Spesso la scelta ricade sull’utilizzo di sistemi pensati dal principio per operare in scenari cloud, come CosmosDB di Azure o Dynamo DB di AWS che permettono il provisioning di repliche sia in lettura che in scrittura dei dati in più regioni del mondo in modo semplice e performante.

Hashtag #tuttomoltobello. Ma c’è un lato oscuro.

Il lato oscuro del cloud si chiama “replication lag”

Supponi ad esempio di avere 3 repliche del tuo database: Db1, Db2, Db3 (ho tanta fantasia, vero?). Queste repliche sono pubblicate in 3 regioni del mondo molto distanti tra loro ad esempio: USA, Germania, India.

Ora sul Db1 che si trova in America,scrivi un documento relativo ad un ordine. Poco dopo il solito dato lo troverai nella replica in Germania ed in India.

Ma quanto dopo? Dipende dalla latenza. Quindi non è un valore determinabile!

Infatti, supponi di aver fatto un errore ed eliminare il documento appena scritto in America.

Se, prima che la modifica venga replicata negli altri database, un utente eseguirà una query sugli ordini, troverà il documento che avevi cancellato. Questo perchè il sistema non sarà stato ancora allineato.
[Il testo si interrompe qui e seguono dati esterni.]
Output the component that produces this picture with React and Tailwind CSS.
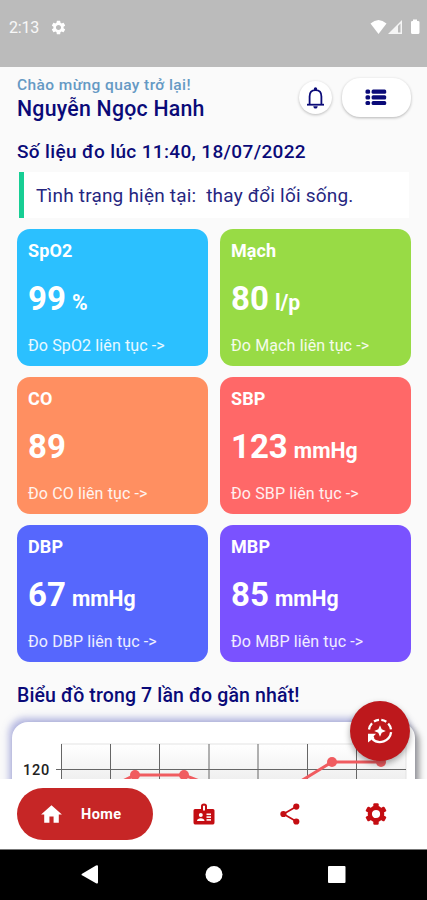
import React from 'react';
import { MdHome, MdSettings } from 'react-icons/md';

const metrics = [
  { name: 'SpO2', value: '99', unit: '%', bg: 'bg-[#2bc0ff]' },
  { name: 'Mạch', value: '80', unit: 'l/p', bg: 'bg-[#98db45]' },
  { name: 'CO', value: '89', unit: '', bg: 'bg-[#ff8f61]' },
  { name: 'SBP', value: '123', unit: 'mmHg', bg: 'bg-[#ff6868]' },
  { name: 'DBP', value: '67', unit: 'mmHg', bg: 'bg-[#5667fd]' },
  { name: 'MBP', value: '85', unit: 'mmHg', bg: 'bg-[#7a52ff]' },
];

const StatusBar = () => (
  <div className="flex h-[67px] shrink-0 items-start justify-between bg-[#bbbbbb] pl-[9px] pr-[7px] pt-[18px] text-white">
    <div className="flex h-5 items-center gap-[11px]">
      <span className="text-[16px] leading-5 tracking-[-0.2px] text-white/90">2:13</span>
      <MdSettings className="-mt-px h-[17px] w-[17px]" />
    </div>
    <svg width="50" height="16" viewBox="0 0 50 16" className="mt-px" fill="currentColor">
      <path d="M0.5 4.5Q8.5-2.5 16.5 4.5L8.5 15Z" />
      <path d="M18 15L32 1V15Z" opacity="0.85" />
      <path d="M28 7L30.5 4.5V13.5H28Z" fill="#bbbbbb" />
      <path d="M41 3Q41 2 42.5 2H43V0.5H47V2H48Q49.5 2 49.5 3V13.5Q49.5 15 48 15H42.5Q41 15 41 13.5Z" />
    </svg>
  </div>
);

const BellIcon = () => (
  <svg width="19" height="22" viewBox="0 0 19 22" fill="none" stroke="#0a0a78" strokeWidth="1.8">
    <circle cx="9.5" cy="1.9" r="1.7" fill="#0a0a78" stroke="none" />
    <path d="M3.6 17V9.5C3.6 5.5 6 3.2 9.5 3.2S15.4 5.5 15.4 9.5V17" />
    <path d="M1 17.7H18" />
    <path d="M7.3 19.2H11.7C11.5 20.7 10.7 21.5 9.5 21.5S7.5 20.7 7.3 19.2Z" fill="#0a0a78" stroke="none" />
  </svg>
);

const ListIcon = () => (
  <svg width="22" height="17" viewBox="0 0 22 17" fill="#0a0a78">
    {[0.5, 6.2, 11.9].map(y => (
      <g key={y}>
        <rect x="0.5" y={y} width="4.6" height="4.2" rx="1.5" />
        <rect x="6.6" y={y} width="14.6" height="4.2" rx="1.5" />
      </g>
    ))}
  </svg>
);

const BadgeIcon = () => (
  <svg width="22" height="22" viewBox="0 0 22 22" fill="#c40d12">
    <path
      fillRule="evenodd"
      d="M2 6H8V3Q8 0.5 11 0.5Q14 0.5 14 3V6H20Q21.5 6 21.5 7.5V19.5Q21.5 21.5 20 21.5H2Q0.5 21.5 0.5 19.5V7.5Q0.5 6 2 6ZM10 2.8V7.5H12V2.8Z"
    />
    <g fill="#fff">
      <circle cx="7.8" cy="12" r="2" />
      <path d="M4 18C4 14.2 11.5 14.2 11.5 18Z" />
      <rect x="13.5" y="10.5" width="4.5" height="1.6" />
      <rect x="13.5" y="13.3" width="4.5" height="1.6" />
      <rect x="13.5" y="16.1" width="4.5" height="1.6" />
    </g>
  </svg>
);

const ShareIcon = () => (
  <svg width="22" height="22" viewBox="0 0 22 22" fill="#c40d12">
    <path d="M17.5 3.5L4.5 11L17.5 18.6" fill="none" stroke="#c40d12" strokeWidth="1.7" />
    <circle cx="17.3" cy="3.6" r="3.1" />
    <circle cx="4.4" cy="11" r="3.1" />
    <circle cx="17.3" cy="18.5" r="3.1" />
  </svg>
);

const GearIcon = () => (
  <svg width="22" height="22" viewBox="0 0 22 22" fill="#c40d12">
    <circle cx="11" cy="11" r="6.2" fill="none" stroke="#c40d12" strokeWidth="4.2" />
    {[0, 60, 120, 180, 240, 300].map(angle => (
      <rect key={angle} x="8.3" y="0.2" width="5.4" height="5.5" rx="1.2" transform={`rotate(${angle} 11 11)`} />
    ))}
  </svg>
);

const ScanIcon = () => (
  <svg width="26" height="26" viewBox="0 0 26 26" fill="none" stroke="#fff" strokeWidth="2.3">
    <path d="M2 11.5A11.2 11.2 0 0 1 5 5.2" />
    <path d="M7 3.5A11.2 11.2 0 0 1 12 1.8" />
    <path d="M14.3 1.8A11.2 11.2 0 0 1 19.3 3.7" />
    <path d="M21.2 5.4A11.2 11.2 0 0 1 24 11.3" />
    <path d="M24.1 14.2A11.2 11.2 0 0 1 5.2 20.8" />
    <path d="M1 15.8H9L6.600 18.200L7.500 20.500L4.800 21.400L1 24.500Z" fill="#fff" stroke="none" />
    <path d="M13 7.2L14.7 11.3L18.8 13L14.7 14.7L13 18.8L11.3 14.7L7.2 13L11.3 11.3Z" fill="#fff" stroke="none" />
  </svg>
);

const Header = () => (
  <header className="flex h-[65px] shrink-0 justify-between pl-[17px] pr-4">
    <div className="pt-[8px]">
      <p className="text-[15.5px] font-medium leading-[20px] tracking-[0.4px] text-[#6599c4]">
        Chào mừng quay trở lại!
      </p>
      <h1 className="text-[21.3px] font-medium leading-[27px] tracking-[0.24px] text-[#0a0a78]">
        Nguyễn Ngọc Hanh
      </h1>
    </div>
    <div className="flex items-start gap-[10px] pt-[11px]">
      <button className="mt-[3px] flex h-[33px] w-[33px] items-center justify-center rounded-full bg-white shadow-[0_1px_3px_rgba(0,0,0,0.25)]">
        <BellIcon />
      </button>
      <button className="flex h-[39px] w-[69px] items-center justify-center rounded-[18px] bg-white pr-px shadow-[0_1px_3px_rgba(0,0,0,0.28)]">
        <ListIcon />
      </button>
    </div>
  </header>
);

const MetricCard = ({ name, value, unit, bg }) => (
  <div className={`flex h-[137px] flex-col rounded-[13px] pl-[11px] pt-[11px] text-white ${bg}`}>
    <h3 className="text-[18px] font-bold leading-[22px] tracking-[0.1px]">{name}</h3>
    <p className="mt-[15px] whitespace-nowrap leading-[44px]">
      <span className="text-[33px] font-bold">{value}</span>
      <span className="ml-[6px] text-[21.2px] font-bold">{unit}</span>
    </p>
    <p className="mt-[8px] text-[16px] leading-[22px] tracking-[0.12px] text-white/90">
      Đo {name} liên tục -&gt;
    </p>
  </div>
);

const Chart = () => (
  <div className="mx-[12px] mt-[14px] h-[120px] shrink-0 rounded-[16px] bg-white shadow-[-3px_-4px_7px_rgba(110,115,200,0.5),4px_4px_6px_rgba(0,0,0,0.4)]">
    <svg width="403" height="120" viewBox="12 722 403 120">
      <defs>
        <linearGradient id="plot" x1="0" y1="0" x2="0" y2="1">
          <stop offset="0" stopColor="#ffffff" />
          <stop offset="1" stopColor="#dcdcdc" />
        </linearGradient>
      </defs>
      <rect x="61" y="744" width="345" height="80" fill="url(#plot)" />
      <path d="M61 744H406V824" fill="none" stroke="#e3e3e3" />
      {[61.5, 110.5, 159.5, 209, 258, 307.5, 356.5].map(x => (
        <path key={x} d={`M${x} 744V824`} stroke="#666" />
      ))}
      <path d="M56 769.5H406" stroke="#666" />
      <text x="50" y="775" textAnchor="end" fontSize="14.5" fontWeight="500" letterSpacing="0.8" fill="#222">
        120
      </text>
      <path d="M86 799L135 775H184L233 794L283 792L332 762H381" fill="none" stroke="#f05c60" strokeWidth="3" />
      {[[135, 775], [184, 775], [332, 762], [381, 762]].map(([cx, cy]) => (
        <circle key={cx} cx={cx} cy={cy} r="5" fill="#f05c60" />
      ))}
    </svg>
  </div>
);

const BottomNav = () => (
  <nav className="flex h-[70px] shrink-0 items-center bg-white pl-[17px]">
    <button className="flex h-[52px] w-[136px] items-center rounded-full bg-[#c62626] pl-[22px] text-white">
      <MdHome className="h-[25px] w-[25px]" />
      <span className="ml-[17px] mt-px text-[14.5px] font-bold tracking-[0.4px]">Home</span>
    </button>
    <div className="ml-[8px] flex items-center">
      <button className="flex w-[86px] justify-center"><BadgeIcon /></button>
      <button className="flex w-[86px] justify-center"><ShareIcon /></button>
      <button className="flex w-[86px] justify-center"><GearIcon /></button>
    </div>
  </nav>
);

const SystemBar = () => (
  <div className="h-[51px] shrink-0 border-t border-[#777] bg-black">
    <svg width="427" height="50" viewBox="0 850 427 50" fill="#fff">
      <path d="M82.5 873.4L96 865.5Q98 864.6 98 866.5V882.3Q98 884.2 96 883.2L82.5 875.6Q80.5 874.5 82.5 873.4Z" />
      <circle cx="214" cy="874.5" r="8.5" />
      <rect x="328" y="866" width="17.5" height="17" rx="1" />
    </svg>
  </div>
);

export default function App() {
  return (
    <div className="relative flex h-[900px] w-[427px] flex-col overflow-hidden bg-[#fafafa] font-[Roboto,sans-serif]">
      <StatusBar />
      <main className="flex h-[712px] shrink-0 flex-col overflow-hidden">
        <Header />
        <h2 className="mt-[8px] pl-[17px] text-[19px] font-medium leading-6 tracking-[0.35px] text-[#0a0a78]">
          Số liệu đo lúc 11:40, 18/07/2022
        </h2>
        <div className="ml-[19px] mr-[18px] mt-[8px] flex h-[46px] shrink-0 items-center border-l-[5px] border-[#17ce94] bg-white pl-[12px] pt-px">
          <p className="whitespace-pre text-[19px] leading-6 tracking-[0.2px] text-[#26267f]">
            {'Tình trạng hiện tại:  thay đổi lối sống.'}
          </p>
        </div>
        <section className="mx-[17px] mt-[11px] grid grid-cols-[191px_191px] gap-x-[12px] gap-y-[11px]">
          {metrics.map(metric => (
            <MetricCard key={metric.name} {...metric} />
          ))}
        </section>
        <h2 className="mt-[22px] pl-[17px] text-[19.5px] font-medium leading-6 tracking-[0.13px] text-[#0a0a78]">
          Biểu đồ trong 7 lần đo gần nhất!
        </h2>
        <Chart />
      </main>
      <BottomNav />
      <SystemBar />

      {/* Floating measure button */}
      <button className="absolute left-[350px] top-[701px] flex h-[60px] w-[60px] items-center justify-center rounded-full bg-[#bd181c] shadow-[0_3px_6px_rgba(0,0,0,0.35)]">
        <ScanIcon />
      </button>
    </div>
  );
}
Vedrà quindi dei dati sporchi.

Per cui, anche se l’esempio è davvero banale, capisci che ci troviamo di fronte a delle decisioni da prendere piuttosto importanti: dare priorità alla disponibilità (leggendo quindi anche dati sporchi o inesistenti) oppure alla coerenza dei dati (attendendo che tutti i sistemi siano allineati)?

A cosa dare la priorità?

Queste “regolazioni” del sistema si chiamano “livelli di consistenza”. Più il livello di consistenza sarà impostato verso il livello “strong” e più i dati saranno coerenti ma a discapito delle performance nel caso i nodi non siano ancora stati allineati all’ultima operazione eseguita.

Se invece imposteremo il sistema verso un livello più performante, avremo meno garanzie sulla consistenza dei dati e sull’ordine delle scritture.

Tali regolazioni sono generalmente presenti nei pannelli di controllo dei servizi cloud. Azure e AWS permettono infatti di gestirle facilmente.

Come detto all’inizio, quando si parla di data platform e cloud, non puoi avere tutto! Devi dare delle priorità! Purtroppo non sono i risultati di una mala progettazione da parte dei provider cloud.

Questi sono gli effetti pratici che derivano dal teorema PACELC descritto da Daniel Abadi (dell’Università di Yale) nel 2010. Tale teorema descrive appunto la necessaria esistenza di compromessi tra consistenza e disponibilità dei dati in ambienti distribuiti.

Nell’illustrazione, una piccola rappresentazione del teorema CAP, predecessore del teorema PACELC. Per ricordare che non si possono ottenere disponibilità, consistenza e tolleranza della partizione.

Questo non è che uno dei tanti fattori che giocano un ruolo determinante nella progettazione e gestione della data platform. E’ chiaro quindi che in questi casi è meglio evitare di improvvisare se non vuoi trovarti in strani ed incomprensibili malfunzionamenti!